## begin COLLECTED DATA

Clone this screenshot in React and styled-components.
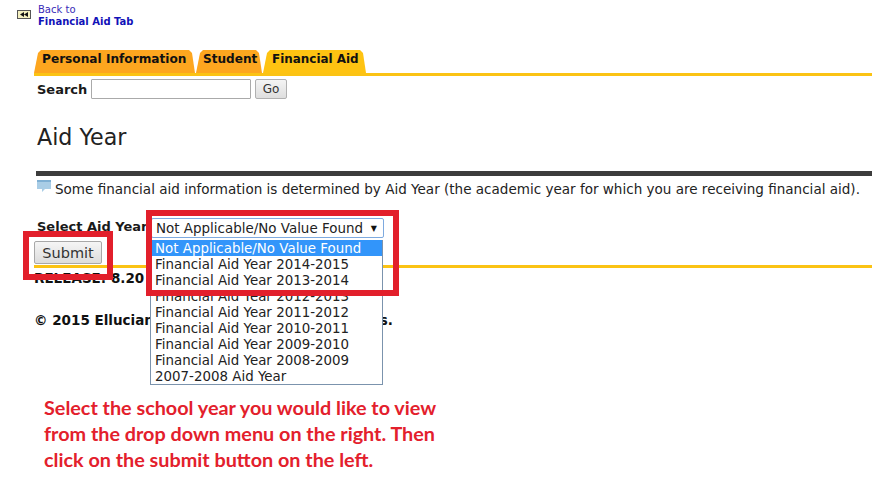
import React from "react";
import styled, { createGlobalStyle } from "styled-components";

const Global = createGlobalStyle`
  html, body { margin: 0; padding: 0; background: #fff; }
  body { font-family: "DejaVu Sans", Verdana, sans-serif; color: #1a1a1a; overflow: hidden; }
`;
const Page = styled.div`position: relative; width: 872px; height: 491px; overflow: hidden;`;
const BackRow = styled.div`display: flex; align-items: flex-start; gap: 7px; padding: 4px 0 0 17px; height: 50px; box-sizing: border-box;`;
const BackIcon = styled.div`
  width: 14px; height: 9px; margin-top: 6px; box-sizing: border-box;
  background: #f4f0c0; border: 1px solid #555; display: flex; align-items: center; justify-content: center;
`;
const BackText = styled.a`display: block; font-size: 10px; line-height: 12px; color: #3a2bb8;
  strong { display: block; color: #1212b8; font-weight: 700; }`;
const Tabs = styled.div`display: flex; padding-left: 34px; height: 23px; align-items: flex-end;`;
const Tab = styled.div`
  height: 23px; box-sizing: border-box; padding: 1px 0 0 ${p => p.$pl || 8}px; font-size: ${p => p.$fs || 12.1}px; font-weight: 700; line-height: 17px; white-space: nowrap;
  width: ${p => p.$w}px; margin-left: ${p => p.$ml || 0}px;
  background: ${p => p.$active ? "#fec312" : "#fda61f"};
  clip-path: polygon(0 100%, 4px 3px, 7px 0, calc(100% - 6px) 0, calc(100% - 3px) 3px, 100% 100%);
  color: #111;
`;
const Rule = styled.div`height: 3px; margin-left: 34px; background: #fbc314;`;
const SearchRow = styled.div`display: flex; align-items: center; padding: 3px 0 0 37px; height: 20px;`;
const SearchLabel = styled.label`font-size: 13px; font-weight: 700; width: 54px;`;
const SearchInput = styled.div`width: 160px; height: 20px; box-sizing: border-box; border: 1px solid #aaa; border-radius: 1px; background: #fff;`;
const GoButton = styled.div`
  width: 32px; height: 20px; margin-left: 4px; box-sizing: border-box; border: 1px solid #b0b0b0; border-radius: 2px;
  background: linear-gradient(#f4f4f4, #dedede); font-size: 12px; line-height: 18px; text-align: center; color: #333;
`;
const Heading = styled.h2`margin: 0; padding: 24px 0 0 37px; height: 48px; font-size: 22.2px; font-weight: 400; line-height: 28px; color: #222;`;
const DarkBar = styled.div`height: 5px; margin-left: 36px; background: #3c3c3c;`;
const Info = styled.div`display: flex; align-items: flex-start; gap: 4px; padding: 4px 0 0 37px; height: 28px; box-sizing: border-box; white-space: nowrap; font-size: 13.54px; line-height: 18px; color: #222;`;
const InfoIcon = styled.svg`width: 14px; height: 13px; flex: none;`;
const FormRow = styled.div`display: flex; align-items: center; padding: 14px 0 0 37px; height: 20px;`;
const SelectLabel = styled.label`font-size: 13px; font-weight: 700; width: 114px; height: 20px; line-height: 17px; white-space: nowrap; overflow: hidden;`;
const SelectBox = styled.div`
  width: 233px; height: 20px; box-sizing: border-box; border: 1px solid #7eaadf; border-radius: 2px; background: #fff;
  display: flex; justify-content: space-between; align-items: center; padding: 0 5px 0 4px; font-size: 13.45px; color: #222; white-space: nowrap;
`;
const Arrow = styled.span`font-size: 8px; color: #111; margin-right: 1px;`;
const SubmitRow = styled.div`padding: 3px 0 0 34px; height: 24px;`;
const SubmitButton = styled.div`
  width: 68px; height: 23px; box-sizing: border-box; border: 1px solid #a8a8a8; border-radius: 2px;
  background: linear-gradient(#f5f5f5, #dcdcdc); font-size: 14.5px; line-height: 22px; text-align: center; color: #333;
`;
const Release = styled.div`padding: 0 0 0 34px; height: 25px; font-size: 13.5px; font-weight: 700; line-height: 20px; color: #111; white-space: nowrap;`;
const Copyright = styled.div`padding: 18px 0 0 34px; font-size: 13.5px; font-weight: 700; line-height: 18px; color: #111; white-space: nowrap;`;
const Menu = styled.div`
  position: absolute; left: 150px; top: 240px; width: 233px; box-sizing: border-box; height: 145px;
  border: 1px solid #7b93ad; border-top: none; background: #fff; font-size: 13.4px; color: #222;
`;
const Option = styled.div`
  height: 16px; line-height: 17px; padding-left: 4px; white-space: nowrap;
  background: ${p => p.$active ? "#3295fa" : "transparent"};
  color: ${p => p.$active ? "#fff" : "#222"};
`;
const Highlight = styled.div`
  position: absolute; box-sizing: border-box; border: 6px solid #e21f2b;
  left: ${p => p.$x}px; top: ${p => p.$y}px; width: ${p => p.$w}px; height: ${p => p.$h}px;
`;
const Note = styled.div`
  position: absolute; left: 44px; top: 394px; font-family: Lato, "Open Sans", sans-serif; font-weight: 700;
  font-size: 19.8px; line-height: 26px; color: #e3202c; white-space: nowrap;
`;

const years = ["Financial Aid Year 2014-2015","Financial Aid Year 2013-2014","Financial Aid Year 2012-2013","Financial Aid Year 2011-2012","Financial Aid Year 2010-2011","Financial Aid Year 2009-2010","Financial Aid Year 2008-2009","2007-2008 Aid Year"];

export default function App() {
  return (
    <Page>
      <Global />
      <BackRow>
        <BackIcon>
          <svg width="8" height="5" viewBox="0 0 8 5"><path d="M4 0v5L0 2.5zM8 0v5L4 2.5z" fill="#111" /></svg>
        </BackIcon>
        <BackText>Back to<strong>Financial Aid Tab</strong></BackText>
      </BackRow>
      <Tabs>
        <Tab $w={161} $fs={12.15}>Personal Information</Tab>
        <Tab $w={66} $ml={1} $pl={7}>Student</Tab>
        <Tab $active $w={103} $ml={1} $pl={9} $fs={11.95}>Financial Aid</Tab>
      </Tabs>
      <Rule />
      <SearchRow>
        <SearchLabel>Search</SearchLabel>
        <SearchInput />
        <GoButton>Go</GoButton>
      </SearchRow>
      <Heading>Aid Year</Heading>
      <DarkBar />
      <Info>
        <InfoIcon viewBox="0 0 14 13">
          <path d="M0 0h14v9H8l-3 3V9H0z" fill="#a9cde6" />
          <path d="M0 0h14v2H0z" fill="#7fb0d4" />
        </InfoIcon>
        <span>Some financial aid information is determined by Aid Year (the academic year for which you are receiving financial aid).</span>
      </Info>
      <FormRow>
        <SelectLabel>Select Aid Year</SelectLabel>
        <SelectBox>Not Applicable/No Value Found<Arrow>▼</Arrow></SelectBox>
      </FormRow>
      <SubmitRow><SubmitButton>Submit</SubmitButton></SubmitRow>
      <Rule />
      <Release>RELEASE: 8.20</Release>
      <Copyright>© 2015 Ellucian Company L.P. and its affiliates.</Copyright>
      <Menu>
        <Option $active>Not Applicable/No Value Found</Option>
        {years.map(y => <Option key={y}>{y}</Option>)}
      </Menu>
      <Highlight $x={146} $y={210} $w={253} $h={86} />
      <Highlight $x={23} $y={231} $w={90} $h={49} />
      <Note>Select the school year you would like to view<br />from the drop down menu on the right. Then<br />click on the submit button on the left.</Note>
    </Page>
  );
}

## end COLLECTED DATA

WRITTEN PROBLEM: Pictures are to be left out; repeat all the remaining data exactly.

SOLVED EXERCISE:
Clone this screenshot in React and styled-components.
import React from "react";
import styled, { createGlobalStyle } from "styled-components";

const Global = createGlobalStyle`
  html, body { margin: 0; padding: 0; background: #fff; }
  body { font-family: "DejaVu Sans", Verdana, sans-serif; color: #1a1a1a; overflow: hidden; }
`;
const Page = styled.div`position: relative; width: 872px; height: 491px; overflow: hidden;`;
const BackRow = styled.div`display: flex; align-items: flex-start; gap: 7px; padding: 4px 0 0 17px; height: 50px; box-sizing: border-box;`;
const BackIcon = styled.div`
  width: 14px; height: 9px; margin-top: 6px; box-sizing: border-box;
  background: #f4f0c0; border: 1px solid #555; display: flex; align-items: center; justify-content: center;
`;
const BackText = styled.a`display: block; font-size: 10px; line-height: 12px; color: #3a2bb8;
  strong { display: block; color: #1212b8; font-weight: 700; }`;
const Tabs = styled.div`display: flex; padding-left: 34px; height: 23px; align-items: flex-end;`;
const Tab = styled.div`
  height: 23px; box-sizing: border-box; padding: 1px 0 0 ${p => p.$pl || 8}px; font-size: ${p => p.$fs || 12.1}px; font-weight: 700; line-height: 17px; white-space: nowrap;
  width: ${p => p.$w}px; margin-left: ${p => p.$ml || 0}px;
  background: ${p => p.$active ? "#fec312" : "#fda61f"};
  clip-path: polygon(0 100%, 4px 3px, 7px 0, calc(100% - 6px) 0, calc(100% - 3px) 3px, 100% 100%);
  color: #111;
`;
const Rule = styled.div`height: 3px; margin-left: 34px; background: #fbc314;`;
const SearchRow = styled.div`display: flex; align-items: center; padding: 3px 0 0 37px; height: 20px;`;
const SearchLabel = styled.label`font-size: 13px; font-weight: 700; width: 54px;`;
const SearchInput = styled.div`width: 160px; height: 20px; box-sizing: border-box; border: 1px solid #aaa; border-radius: 1px; background: #fff;`;
const GoButton = styled.div`
  width: 32px; height: 20px; margin-left: 4px; box-sizing: border-box; border: 1px solid #b0b0b0; border-radius: 2px;
  background: linear-gradient(#f4f4f4, #dedede); font-size: 12px; line-height: 18px; text-align: center; color: #333;
`;
const Heading = styled.h2`margin: 0; padding: 24px 0 0 37px; height: 48px; font-size: 22.2px; font-weight: 400; line-height: 28px; color: #222;`;
const DarkBar = styled.div`height: 5px; margin-left: 36px; background: #3c3c3c;`;
const Info = styled.div`display: flex; align-items: flex-start; gap: 4px; padding: 4px 0 0 37px; height: 28px; box-sizing: border-box; white-space: nowrap; font-size: 13.54px; line-height: 18px; color: #222;`;
const InfoIcon = styled.svg`width: 14px; height: 13px; flex: none;`;
const FormRow = styled.div`display: flex; align-items: center; padding: 14px 0 0 37px; height: 20px;`;
const SelectLabel = styled.label`font-size: 13px; font-weight: 700; width: 114px; height: 20px; line-height: 17px; white-space: nowrap; overflow: hidden;`;
const SelectBox = styled.div`
  width: 233px; height: 20px; box-sizing: border-box; border: 1px solid #7eaadf; border-radius: 2px; background: #fff;
  display: flex; justify-content: space-between; align-items: center; padding: 0 5px 0 4px; font-size: 13.45px; color: #222; white-space: nowrap;
`;
const Arrow = styled.span`font-size: 8px; color: #111; margin-right: 1px;`;
const SubmitRow = styled.div`padding: 3px 0 0 34px; height: 24px;`;
const SubmitButton = styled.div`
  width: 68px; height: 23px; box-sizing: border-box; border: 1px solid #a8a8a8; border-radius: 2px;
  background: linear-gradient(#f5f5f5, #dcdcdc); font-size: 14.5px; line-height: 22px; text-align: center; color: #333;
`;
const Release = styled.div`padding: 0 0 0 34px; height: 25px; font-size: 13.5px; font-weight: 700; line-height: 20px; color: #111; white-space: nowrap;`;
const Copyright = styled.div`padding: 18px 0 0 34px; font-size: 13.5px; font-weight: 700; line-height: 18px; color: #111; white-space: nowrap;`;
const Menu = styled.div`
  position: absolute; left: 150px; top: 240px; width: 233px; box-sizing: border-box; height: 145px;
  border: 1px solid #7b93ad; border-top: none; background: #fff; font-size: 13.4px; color: #222;
`;
const Option = styled.div`
  height: 16px; line-height: 17px; padding-left: 4px; white-space: nowrap;
  background: ${p => p.$active ? "#3295fa" : "transparent"};
  color: ${p => p.$active ? "#fff" : "#222"};
`;
const Highlight = styled.div`
  position: absolute; box-sizing: border-box; border: 6px solid #e21f2b;
  left: ${p => p.$x}px; top: ${p => p.$y}px; width: ${p => p.$w}px; height: ${p => p.$h}px;
`;
const Note = styled.div`
  position: absolute; left: 44px; top: 394px; font-family: Lato, "Open Sans", sans-serif; font-weight: 700;
  font-size: 19.8px; line-height: 26px; color: #e3202c; white-space: nowrap;
`;

const years = ["Financial Aid Year 2014-2015","Financial Aid Year 2013-2014","Financial Aid Year 2012-2013","Financial Aid Year 2011-2012","Financial Aid Year 2010-2011","Financial Aid Year 2009-2010","Financial Aid Year 2008-2009","2007-2008 Aid Year"];

export default function App() {
  return (
    <Page>
      <Global />
      <BackRow>
        <BackIcon>
          <svg width="8" height="5" viewBox="0 0 8 5"><path d="M4 0v5L0 2.5zM8 0v5L4 2.5z" fill="#111" /></svg>
        </BackIcon>
        <BackText>Back to<strong>Financial Aid Tab</strong></BackText>
      </BackRow>
      <Tabs>
        <Tab $w={161} $fs={12.15}>Personal Information</Tab>
        <Tab $w={66} $ml={1} $pl={7}>Student</Tab>
        <Tab $active $w={103} $ml={1} $pl={9} $fs={11.95}>Financial Aid</Tab>
      </Tabs>
      <Rule />
      <SearchRow>
        <SearchLabel>Search</SearchLabel>
        <SearchInput />
        <GoButton>Go</GoButton>
      </SearchRow>
      <Heading>Aid Year</Heading>
      <DarkBar />
      <Info>
        <InfoIcon viewBox="0 0 14 13">
          <path d="M0 0h14v9H8l-3 3V9H0z" fill="#a9cde6" />
          <path d="M0 0h14v2H0z" fill="#7fb0d4" />
        </InfoIcon>
        <span>Some financial aid information is determined by Aid Year (the academic year for which you are receiving financial aid).</span>
      </Info>
      <FormRow>
        <SelectLabel>Select Aid Year</SelectLabel>
        <SelectBox>Not Applicable/No Value Found<Arrow>▼</Arrow></SelectBox>
      </FormRow>
      <SubmitRow><SubmitButton>Submit</SubmitButton></SubmitRow>
      <Rule />
      <Release>RELEASE: 8.20</Release>
      <Copyright>© 2015 Ellucian Company L.P. and its affiliates.</Copyright>
      <Menu>
        <Option $active>Not Applicable/No Value Found</Option>
        {years.map(y => <Option key={y}>{y}</Option>)}
      </Menu>
      <Highlight $x={146} $y={210} $w={253} $h={86} />
      <Highlight $x={23} $y={231} $w={90} $h={49} />
      <Note>Select the school year you would like to view<br />from the drop down menu on the right. Then<br />click on the submit button on the left.</Note>
    </Page>
  );
}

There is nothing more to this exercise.